THE TASK: Narrow the data below down to the lines containing "with".

GIVEN RECORDS:
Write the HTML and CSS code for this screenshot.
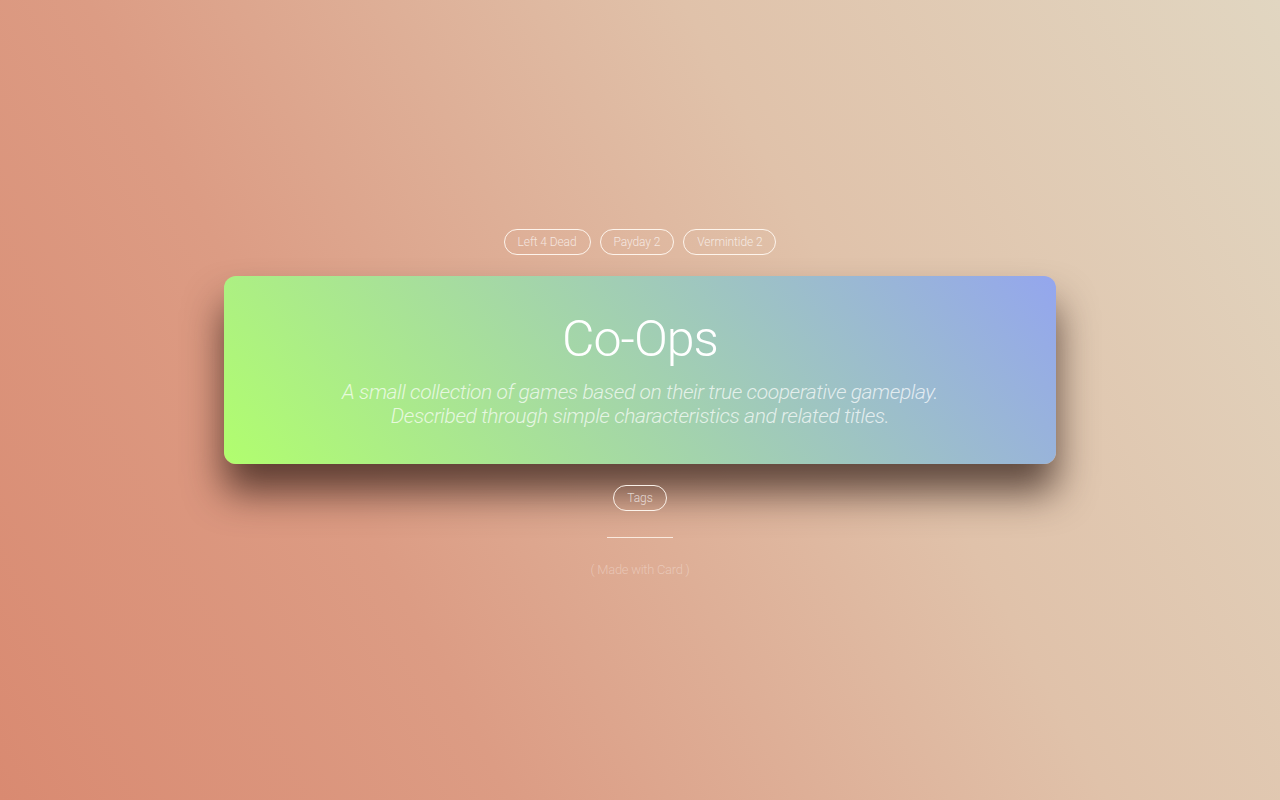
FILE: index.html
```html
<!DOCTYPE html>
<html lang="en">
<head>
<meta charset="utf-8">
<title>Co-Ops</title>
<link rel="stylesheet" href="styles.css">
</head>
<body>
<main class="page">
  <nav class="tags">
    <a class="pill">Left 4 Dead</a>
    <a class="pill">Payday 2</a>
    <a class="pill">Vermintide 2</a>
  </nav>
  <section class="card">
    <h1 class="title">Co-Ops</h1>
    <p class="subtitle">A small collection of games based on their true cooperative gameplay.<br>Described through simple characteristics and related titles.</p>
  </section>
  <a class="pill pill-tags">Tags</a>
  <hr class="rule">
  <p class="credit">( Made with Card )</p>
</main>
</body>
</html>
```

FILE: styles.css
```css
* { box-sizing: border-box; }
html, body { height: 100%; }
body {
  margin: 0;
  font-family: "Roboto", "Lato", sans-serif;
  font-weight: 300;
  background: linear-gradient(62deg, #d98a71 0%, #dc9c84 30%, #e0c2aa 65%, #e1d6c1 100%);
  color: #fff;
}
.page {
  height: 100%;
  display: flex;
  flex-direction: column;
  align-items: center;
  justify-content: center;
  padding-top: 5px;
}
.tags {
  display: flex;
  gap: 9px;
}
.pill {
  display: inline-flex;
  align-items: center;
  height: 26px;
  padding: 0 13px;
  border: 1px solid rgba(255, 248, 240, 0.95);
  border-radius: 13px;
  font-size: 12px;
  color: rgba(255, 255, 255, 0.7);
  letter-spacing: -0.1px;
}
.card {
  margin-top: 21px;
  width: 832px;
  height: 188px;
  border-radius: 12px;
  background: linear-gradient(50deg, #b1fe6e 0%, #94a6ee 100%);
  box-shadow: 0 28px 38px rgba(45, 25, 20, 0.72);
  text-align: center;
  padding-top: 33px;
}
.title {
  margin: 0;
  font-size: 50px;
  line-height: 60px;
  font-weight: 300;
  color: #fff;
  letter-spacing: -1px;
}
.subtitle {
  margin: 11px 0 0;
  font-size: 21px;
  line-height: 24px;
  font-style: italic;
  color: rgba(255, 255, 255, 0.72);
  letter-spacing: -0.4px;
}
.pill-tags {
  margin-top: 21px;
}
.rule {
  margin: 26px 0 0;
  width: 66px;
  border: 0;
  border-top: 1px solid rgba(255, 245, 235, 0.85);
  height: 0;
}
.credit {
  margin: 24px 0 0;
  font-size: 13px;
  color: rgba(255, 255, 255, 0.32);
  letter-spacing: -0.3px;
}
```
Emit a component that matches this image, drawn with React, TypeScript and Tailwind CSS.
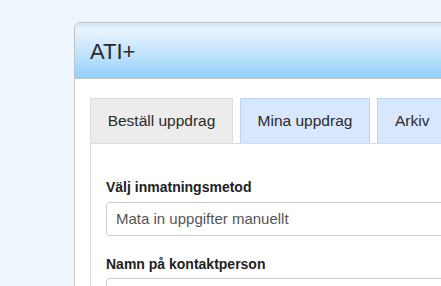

RESPONSE BELOW:
  <p class="credit">( Made with Card )</p>
Emit a component that matches this image, drawn with React, TypeScript and Tailwind CSS.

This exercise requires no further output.